Pour rappel : tous ceux qui ont tué à Paris ou à Bruxelles sont morts. Ils se sont faits exploser ou ont été exécutés sur place. Ceux qui se trouvent sur le banc des accusés se sont ou bien retractés de passer à l’acte au dernier moment, étaient en prison au moment des faits ou sont accusés d’avoir apporté une aide logistique aux terroristes.

Pour ceux qui se trouvent sur le banc des accusés, le réquisitoire du parquet se partage en trois parties.

D’abord, « il s’agit d’envoyer un message de défense de « nos valeurs et de nos institutions démocratiques belges et européennes ». Les accusés ont fait trembler toute la société, il s’agit de la protéger. Les condamnations doivent servir comme exemple. Il s’agit de faire droit aux victimes et à l’opinion publique qui ne pourra pas comprendre une sanction plus légère. »

Après les attentats de Paris, la Belgique a été fortement critiquée pour son laxisme en matière de lutte contre le terrorisme. Pour les procureurs, grâce à ce procès la Belgique peut démontrer que notre pays n’est pas moins sévère que la France.
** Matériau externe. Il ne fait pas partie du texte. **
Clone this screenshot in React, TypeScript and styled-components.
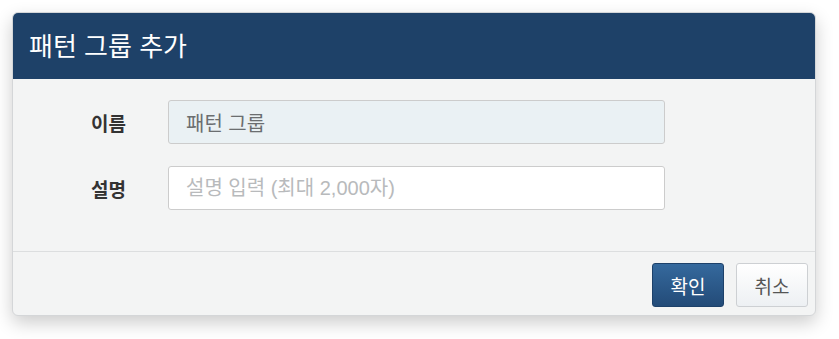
import React from 'react';
import styled, { createGlobalStyle } from 'styled-components';

const GlobalStyle = createGlobalStyle`
  html, body {
    margin: 0;
    padding: 0;
    min-height: 100%;
    background: #ffffff;
    font-family: "Liberation Sans", "Noto Sans CJK KR", sans-serif;
  }
  #root {
    padding: 12px 0 24px 12px;
  }
`;

const Dialog = styled.div`
  width: 804px;
  height: 304px;
  box-sizing: border-box;
  display: flex;
  flex-direction: column;
  background: #f3f4f4;
  border: 1px solid #d4d6d8;
  border-radius: 6px;
  overflow: hidden;
  box-shadow: 0 7px 18px rgba(0, 0, 0, 0.2);
`;

const Header = styled.div`
  height: 67px;
  flex: none;
  box-sizing: border-box;
  display: flex;
  align-items: center;
  padding: 0 17px 2px;
  margin: -1px -1px 0;
  background: #1e4168;
  color: #ffffff;
  font-size: 26px;
`;

const Body = styled.div`
  flex: 1;
  display: flex;
  flex-direction: column;
  gap: 22px;
  padding: 21px 0 0;
`;

const FormRow = styled.div`
  display: grid;
  grid-template-columns: 113px 497px;
  column-gap: 42px;
  align-items: center;
`;

const Label = styled.label`
  text-align: right;
  font-weight: bold;
  font-size: 19px;
  color: #333333;
`;

const TextInput = styled.input`
  height: 44px;
  box-sizing: border-box;
  padding: 0 17px;
  border: 1px solid #cccccc;
  border-radius: 3px;
  font-family: inherit;
  font-size: 20px;
  color: #666666;
  background: #ffffff;
  outline: none;

  &:disabled {
    background: #eaf1f4;
    color: #6b6e70;
  }

  &::placeholder {
    color: #b8babc;
  }
`;

const Footer = styled.div`
  flex: none;
  height: 64px;
  box-sizing: border-box;
  border-top: 1px solid #dcdedf;
  display: flex;
  justify-content: flex-end;
  align-items: flex-start;
  gap: 12px;
  padding: 11px 7px 0 0;
`;

const Button = styled.button<{ $primary?: boolean }>`
  height: 44px;
  min-width: 72px;
  padding: 0 16px;
  box-sizing: border-box;
  border-radius: 3px;
  font-family: inherit;
  font-size: 19px;
  cursor: pointer;
  border: 1px solid ${(p) => (p.$primary ? '#1d416a' : '#cdd0d3')};
  color: ${(p) => (p.$primary ? '#ffffff' : '#555555')};
  background: ${(p) =>
    p.$primary
      ? 'linear-gradient(#35699d, #234b78)'
      : 'linear-gradient(#ffffff, #edf0f3)'};
`;

export default function App() {
  return (
    <>
      <GlobalStyle />
      <Dialog>
        <Header>패턴 그룹 추가</Header>
        <Body>
          <FormRow>
            <Label>이름</Label>
            <TextInput value="패턴 그룹" disabled readOnly />
          </FormRow>
          <FormRow>
            <Label>설명</Label>
            <TextInput placeholder="설명 입력 (최대 2,000자)" />
          </FormRow>
        </Body>
        <Footer>
          <Button $primary>확인</Button>
          <Button>취소</Button>
        </Footer>
      </Dialog>
    </>
  );
}
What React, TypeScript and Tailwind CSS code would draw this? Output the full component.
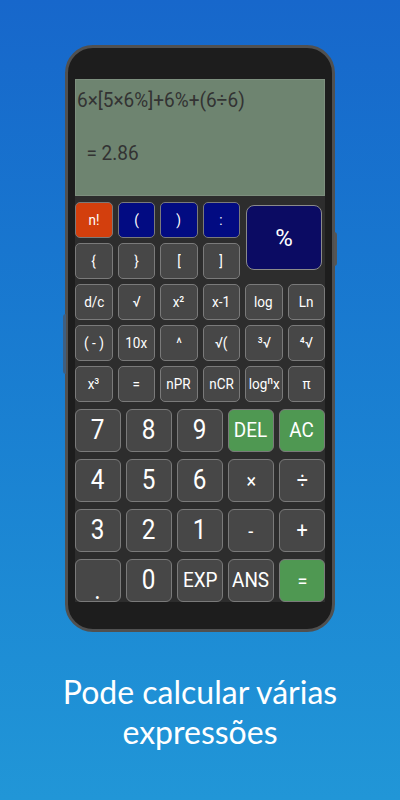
import React from "react";

const fnRows: { label: string; tone?: "red" | "blue" }[][] = [
  [{ label: "n!", tone: "red" }, { label: "(", tone: "blue" }, { label: ")", tone: "blue" }, { label: ":", tone: "blue" }],
  [{ label: "{" }, { label: "}" }, { label: "[" }, { label: "]" }],
  [{ label: "d/c" }, { label: "√" }, { label: "x²" }, { label: "x-1" }, { label: "log" }, { label: "Ln" }],
  [{ label: "( - )" }, { label: "10x" }, { label: "^" }, { label: "√(" }, { label: "³√" }, { label: "⁴√" }],
  [{ label: "x³" }, { label: "=" }, { label: "nPR" }, { label: "nCR" }, { label: "logⁿx" }, { label: "π" }],
];

const numRows: { label: string; green?: boolean; size?: string }[][] = [
  [{ label: "7" }, { label: "8" }, { label: "9" }, { label: "DEL", green: true, size: "text-[21px]" }, { label: "AC", green: true, size: "text-[21px]" }],
  [{ label: "4" }, { label: "5" }, { label: "6" }, { label: "×", size: "text-[20px]" }, { label: "÷", size: "text-[22px]" }],
  [{ label: "3" }, { label: "2" }, { label: "1" }, { label: "-", size: "text-[20px]" }, { label: "+", size: "text-[22px]" }],
  [{ label: "." }, { label: "0" }, { label: "EXP", size: "text-[21px]" }, { label: "ANS", size: "text-[21px]" }, { label: "=", green: true, size: "text-[20px]" }],
];

function FnKey({ label, tone }: { label: string; tone?: "red" | "blue" }) {
  const bg = tone === "red" ? "bg-[#d33f0d]" : tone === "blue" ? "bg-[#020b82]" : "bg-[#474747]";
  return (
    <div className={`${bg} h-[36px] rounded-[5px] border border-[#7a7a7a] flex items-center justify-center text-white text-[15px]`}>
      <span className="inline-block scale-x-90">{label}</span>
    </div>
  );
}

function NumKey({ label, green, size }: { label: string; green?: boolean; size?: string }) {
  const bg = green ? "bg-[#4f9852]" : "bg-[#474747]";
  const isDot = label === ".";
  return (
    <div
      className={`${bg} h-[43px] rounded-[6px] border border-[#7a7a7a] flex items-center justify-center text-white ${size ?? "text-[27px]"}`}
    >
      <span className={`inline-block scale-x-90 ${isDot ? "translate-y-[10px]" : ""}`}>{label}</span>
    </div>
  );
}

export default function App() {
  return (
    <div
      className="w-[400px] h-[800px] bg-gradient-to-b from-[#1767cb] to-[#2196d7] flex flex-col items-center overflow-hidden"
      style={{ fontFamily: "Roboto, 'Liberation Sans', sans-serif" }}
    >
      {/* PHONE */}
      <div className="relative mt-[45px] w-[270px] h-[587px] rounded-[28px] border-[3px] border-[#505050] bg-[#1d1d1d] px-[7px] pt-[31px] pb-[27px] flex flex-col">
        <div className="absolute -right-[5px] top-[184px] w-[3px] h-[34px] rounded-r bg-[#555]" />
        <div className="absolute -left-[5px] top-[266px] w-[3px] h-[60px] rounded-l bg-[#3f5f80]" />

        {/* LCD */}
        <div className="h-[117px] bg-[#6e8470] border border-[#7d8f7e] text-[#333] text-[20px] leading-none">
          <div className="pl-[1px] pt-[10px] origin-left scale-x-95">6×[5×6%]+6%+(6÷6)</div>
          <div className="pl-[11px] pt-[33px] origin-left scale-x-95">= 2.86</div>
        </div>

        {/* KEYPAD */}
        <div className="flex-1 bg-[#2d2d2d] pt-[6px] flex flex-col gap-[7px]">
          <div className="grid grid-cols-6 gap-x-[5px] gap-y-[5px]">
            {fnRows[0].map((k) => (
              <FnKey key={k.label} {...k} />
            ))}
            <div className="col-span-2 row-span-2 mt-[3px] mb-[9px] ml-[1px] mr-[3px] rounded-[8px] border border-[#8a8a8a] bg-[#0b0b63] flex items-center justify-center text-white text-[24px]">
              %
            </div>
            {fnRows.slice(1).flat().map((k, i) => (
              <FnKey key={i} {...k} />
            ))}
          </div>
          <div className="grid grid-cols-5 gap-x-[5px] gap-y-[7px]">
            {numRows.flat().map((k, i) => (
              <NumKey key={i} {...k} />
            ))}
          </div>
        </div>
      </div>

      {/* CAPTION */}
      <div
        className="mt-[40px] text-white text-[32px] leading-[40px] text-center"
        style={{ fontFamily: "Lato, 'Liberation Sans', sans-serif" }}
      >
        <div>Pode calcular várias</div>
        <div>expressões</div>
      </div>
    </div>
  );
}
Ensuite, en rejetant toute référence aux deux décennies de guerre dont ces jeunes accusés sont le produit, en insistant uniquement sur leur responsabilité et personnalité individuelle en dehors de tous les chocs et horreurs sociétales qui ont traversés le monde depuis, les procureurs ne font de ce procès qu’un prolongement de la guerre antiterroriste. Un dernier coup fatal contre ceux qui ont osé nous attaquer. En ce qui concerne les victimes, les procureurs ne peuvent pas se déclarer porte-parole des victimes. D’abord parce que l’État qu’ils représentent ne s’est pas occupé des victimes comme il le fallait, comme l’ont souligné plusieurs d’entre elles lors de leur témoignage et parce que, contrairement aux procureurs, toutes les victimes ne sont pas des partisans de la loi du talion. Même chose pour la sainte opinion publique. C’est vous, vos institutions, votre presse qui forment et déforment l’opinion publique, qui n’est pas homogène. Une partie de cette opinion publique a d’ailleurs été touchée par les témoignages des victimes qui ne demandaient pas la vengeance ou la haine, mais réparation et justice.

Ensuite le parquet s’est opposé à toute circonstance atténuante.
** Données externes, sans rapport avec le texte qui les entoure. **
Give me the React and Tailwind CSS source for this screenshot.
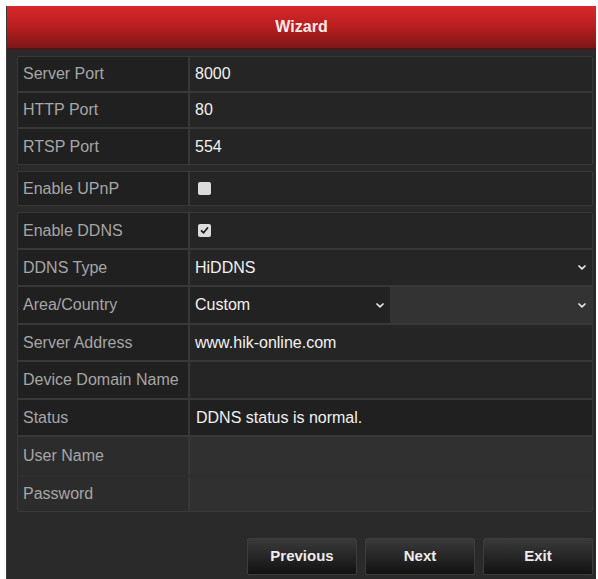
import React from "react";

const font = { fontFamily: '"Liberation Sans", Arial, sans-serif' };

function Chevron({ className = "" }) {
  return (
    <svg width="8" height="5" viewBox="0 0 8 5" className={className}>
      <path d="M1 1 L4 3.8 L7 1" fill="none" stroke="#e8e8e8" strokeWidth="1.7" strokeLinecap="round" strokeLinejoin="round" />
    </svg>
  );
}

function Check({ checked }) {
  return (
    <div className="w-[13px] h-[13px] bg-[#dcdcdc] rounded-[2px] flex items-center justify-center">
      {checked && (
        <svg width="9" height="9" viewBox="0 0 9 9">
          <path d="M1.5 4.8 L3.6 6.8 L7.5 2" fill="none" stroke="#222" strokeWidth="1.8" strokeLinecap="round" strokeLinejoin="round" />
        </svg>
      )}
    </div>
  );
}

function Row({ label, h, last, children, labelBg = "bg-[#202020]", valueBg = "bg-[#252525]", line = "border-[#383838]" }) {
  return (
    <div className={`flex ${last ? "" : `border-b-2 ${line}`}`} style={{ height: h }}>
      <div className={`w-[172px] shrink-0 flex items-center pl-[5px] text-[16px] text-[#a6a6a6] border-r-2 border-[#383838] ${labelBg}`}>
        {label}
      </div>
      <div className={`flex-1 flex items-center text-[16px] text-[#f2f2f2] ${valueBg}`}>{children}</div>
    </div>
  );
}

function Btn({ children }) {
  return (
    <div className="w-[110px] h-[37px] flex items-center justify-center border border-[#3c3c3c] bg-gradient-to-b from-[#3a3a3a] via-[#262626] to-[#121212] text-[15px] font-bold text-[#ececec] rounded-[2px]">
      {children}
    </div>
  );
}

export default function App() {
  return (
    <div className="w-[598px] h-[579px] bg-white pt-[6px] pl-[6px] pr-[2px] overflow-hidden" style={font}>
      <div className="h-full bg-[#2a2a2a] flex flex-col border-l border-[#3a3a3a]">
        <div className="h-[44px] shrink-0 flex items-center justify-center bg-gradient-to-b from-[#d8282a] via-[#b81e20] to-[#7e1618] border-b-2 border-[#4a1a1a] text-[#fbeaea] text-[16px] font-bold">
          Wizard
        </div>
        <div className="pl-[10px] pr-[3px] pt-[6px] flex flex-col">
          <div className="border border-[#383838] rounded-[2px] overflow-hidden">
            <Row label="Server Port" h={36}><span className="pl-[5px]">8000</span></Row>
            <Row label="HTTP Port" h={36}><span className="pl-[5px]">80</span></Row>
            <Row label="RTSP Port" h={35} last><span className="pl-[5px]">554</span></Row>
          </div>
          <div className="mt-[6px] border border-[#383838] rounded-[2px] overflow-hidden">
            <Row label="Enable UPnP" h={33} last><div className="pl-[8px]"><Check /></div></Row>
          </div>
          <div className="mt-[6px] border border-[#383838] rounded-[2px] overflow-hidden">
            <Row label="Enable DDNS" h={37}><div className="pl-[8px]"><Check checked /></div></Row>
            <Row label="DDNS Type" h={37}>
              <div className="flex-1 flex items-center justify-between pl-[5px] pr-[6px]">
                <span>HiDDNS</span>
                <Chevron />
              </div>
            </Row>
            <Row label="Area/Country" h={38}>
              <div className="w-[200px] h-full flex items-center justify-between pl-[5px] pr-[6px] bg-[#222222]">
                <span>Custom</span>
                <Chevron />
              </div>
              <div className="flex-1 h-full flex items-center justify-end pr-[6px] bg-[#333333]">
                <Chevron />
              </div>
            </Row>
            <Row label="Server Address" h={37}><span className="pl-[5px]">www.hik-online.com</span></Row>
            <Row label="Device Domain Name" h={38}><span /></Row>
            <Row label="Status" h={37} valueBg="bg-[#202020]"><span className="pl-[6px]">DDNS status is normal.</span></Row>
            <Row label="User Name" h={40} labelBg="bg-[#2c2c2c]" valueBg="bg-[#303030]" line="border-[#2e2e2e]"><span /></Row>
            <Row label="Password" h={34} last labelBg="bg-[#2c2c2c]" valueBg="bg-[#303030]"><span /></Row>
          </div>
          <div className="mt-[26px] flex justify-end gap-[8px]">
            <Btn>Previous</Btn>
            <Btn>Next</Btn>
            <Btn>Exit</Btn>
          </div>
        </div>
      </div>
    </div>
  );
}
« Si l’accusé x s’est retiré de commettre un attentat, ce n’est pas par refus de tuer les autres, mais parce qu’il ne voulait pas se tuer lui-même. C’est par lâcheté… La perpétuité serait disproportionnée pour 35 morts ? Vous êtes sérieux ? …Il est passé aux aveux ? C’est qu’il n’avait pas le choix… Il n’est pas passé aux aveux ? C’est une circonstance aggravante… B. n’est pas passé à l’action pour des raisons religieuses ? Ça n’a aucune importance… C. a montré de la sincérité, de la transparence, une prise de conscience ? C’est du cinéma. Je ne lui fais confiance… D. a présenté des excuses aux victimes ? C’est sincère ? Il est quand-même resté avec ses amis… E. connaissait les effets de l’attentat à Paris, Y a vécu un génocide en tant qu’enfant ? Malgré cela ils ont participé par fidélité à leurs amis… F. est revenu handicapé après son séjour en Syrie, ce serait une circonstance atténuante ? On rigole ou quoi ? Demandez l’opinion des victimes. Pour lui, les victimes n’étaient que des chiffres ». 

Il s'agit d’un discours particulièrement humiliant et dégradant. D’abord, les accusés ont refusé de demander des circonstances atténuantes. Ils ne demandent qu’un jugement correct et proportionné, tenant compte de tous les éléments avancés dans ce procès. Comme a dit une avocate : « ce que vous avez dit sur mon client qui a une prothèse est indécent. Il n’a pas demandé des circonstances atténuantes. Vous vous moquez de son handicap et en le mettant en balance avec les victimes, vous appliquez la loi du talion. »

Enfin, les procureurs antiterroristes ont parcouru le profil psychiatrique des accusés. Des rapports d’expertises qui n’ont parfois duré que 20 minutes, ils n’ont sorti que les points qui pourraient encore noircir le profil de ces jeunes. « Un danger social, antisocial, taiseux, brute, impulsif, narcissique, paranoïaque, radicalisé, identitaire, absence de sentiments, troubles socio-pathologiques... ».

Ainsi, la messe est dite, mais ne me dites pas qu’elle est dite pour honorer la mémoire des victimes.